Q: Can I make this cake ahead of time?
A: Yes! Bake the layers up to 2 days in advance and store wrapped at room temp. Frost the day of serving. Fully assembled, it keeps refrigerated for up to 5 days.

Q: Why is my frosting too runny?
A: Likely cause: warm ingredients or overbeating. Chill the bowl and beaters, use colder cream cheese, or add ½ cup more powdered sugar. Never use whipped cream cheese spread.

Q: Can I use fresh pineapple?
A: Yes, but drain excess juice after chopping. You’ll need about 1 ¾ cups crushed fresh pineapple. Sauté lightly to reduce tartness if desired.

Q: Is this cake freezable?
A: Absolutely. Wrap unfrosted layers tightly in plastic and foil; freeze up to 3 months. Frosted cake can be frozen for up to 6 weeks—wrap in cling film and place in an airtight container.

Q: Can I bake this as a sheet cake?
A: Yes. Use a 9×13-inch pan and bake for 35–40 minutes. Adjust frosting quantity slightly.

Q: What can I substitute for maraschino cherries?
A: Diced red bell pepper (no, just kidding!). Seriously: try candied cranberries, dried cherries soaked in juice, or omit entirely for a simpler tropical vibe.

Q: Can I make it less sweet?
A: Reduce powdered sugar to 3 cups, use unsweetened coconut, and choose pineapple in 100% juice.
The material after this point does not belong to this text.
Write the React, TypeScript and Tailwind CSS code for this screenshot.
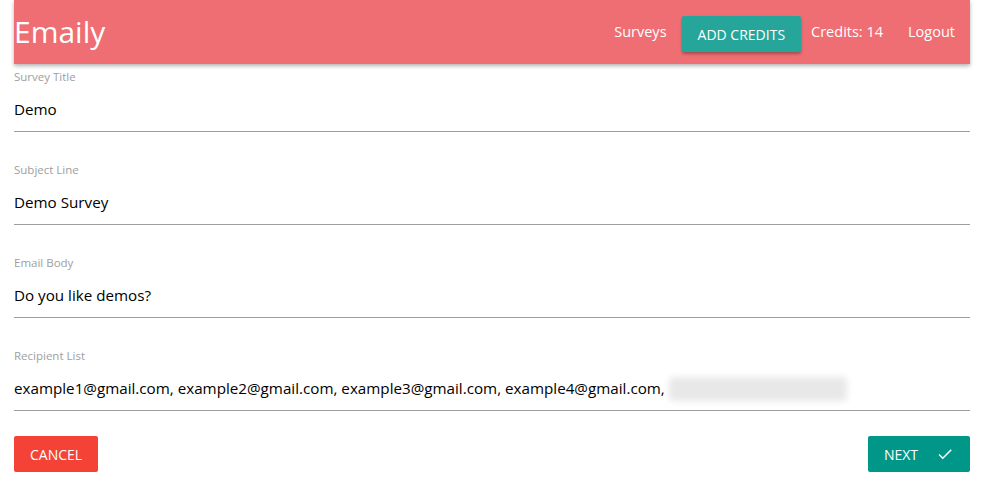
import React from "react";

const font = { fontFamily: '"Open Sans", "Noto Sans", sans-serif' };

function Field({ label, value, children }: { label: string; value?: string; children?: React.ReactNode }) {
  return (
    <div className="mb-[30px]">
      <div className="text-[11.5px] leading-[15px] text-[#9e9e9e]">{label}</div>
      <div className="h-[48px] pt-1 flex items-center border-b border-[#9e9e9e] text-[15.2px] text-black whitespace-nowrap">
        {value}
        {children}
      </div>
    </div>
  );
}

export default function App() {
  return (
    <div className="w-[985px] h-[494px] bg-white" style={font}>
      <div className="mx-[14px] w-[956px]">
        <nav className="h-16 bg-[#ee6e73] text-white flex items-center justify-between shadow-[0_2px_4px_rgba(0,0,0,0.3)]">
          <div className="text-[30px] leading-none -mt-[1px]">Emaily</div>
          <div className="flex items-center text-[14.5px] h-full">
            <span className="px-[15px]">Surveys</span>
            <span className="h-9 px-4 bg-[#26a69a] rounded-[2px] flex items-center text-[14px] shadow-[0_2px_3px_rgba(0,0,0,0.3)] mt-[4px]">ADD CREDITS</span>
            <span className="pl-[10px] pr-[25px]">Credits: 14</span>
            <span className="pr-[15px]">Logout</span>
          </div>
        </nav>
        <div className="pt-[5px]">
          <Field label="Survey Title" value="Demo" />
          <Field label="Subject Line" value="Demo Survey" />
          <Field label="Email Body" value="Do you like demos?" />
          <Field label="Recipient List">
            <span>example1@gmail.com, example2@gmail.com, example3@gmail.com, example4@gmail.com,</span>
            <span className="ml-[4px] inline-block w-[178px] h-[24px] rounded bg-[#e8e8e8] blur-[3px]" />
          </Field>
        </div>
        <div className="-mt-[5px] flex justify-between">
          <button className="h-9 px-4 bg-[#f44336] text-white text-[14px] rounded-[2px]">CANCEL</button>
          <button className="h-9 px-4 bg-[#009688] text-white text-[14px] rounded-[2px] flex items-center gap-[18px]">
            NEXT
            <svg width="18" height="18" viewBox="0 0 24 24" fill="white"><path d="M9 16.17L4.83 12l-1.42 1.41L9 19 21 7l-1.41-1.41z" /></svg>
          </button>
        </div>
      </div>
    </div>
  );
}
Balance with a squeeze of lime in the frosting.

Q: Why did my cake sink in the middle?
A: Possible causes: underbaking, too much batter, opening oven too early, or expired leavening agents. Check your cake mix expiration date!

Summary

The Million Dollar Cake is a sumptuous fusion of fluffy yellow cake, juicy pineapple, sweet cherries, and toasted coconut, all crowned with velvety cream cheese frosting. A timeless Southern-inspired dessert that delivers unforgettable tropical flavor in every luxurious bite.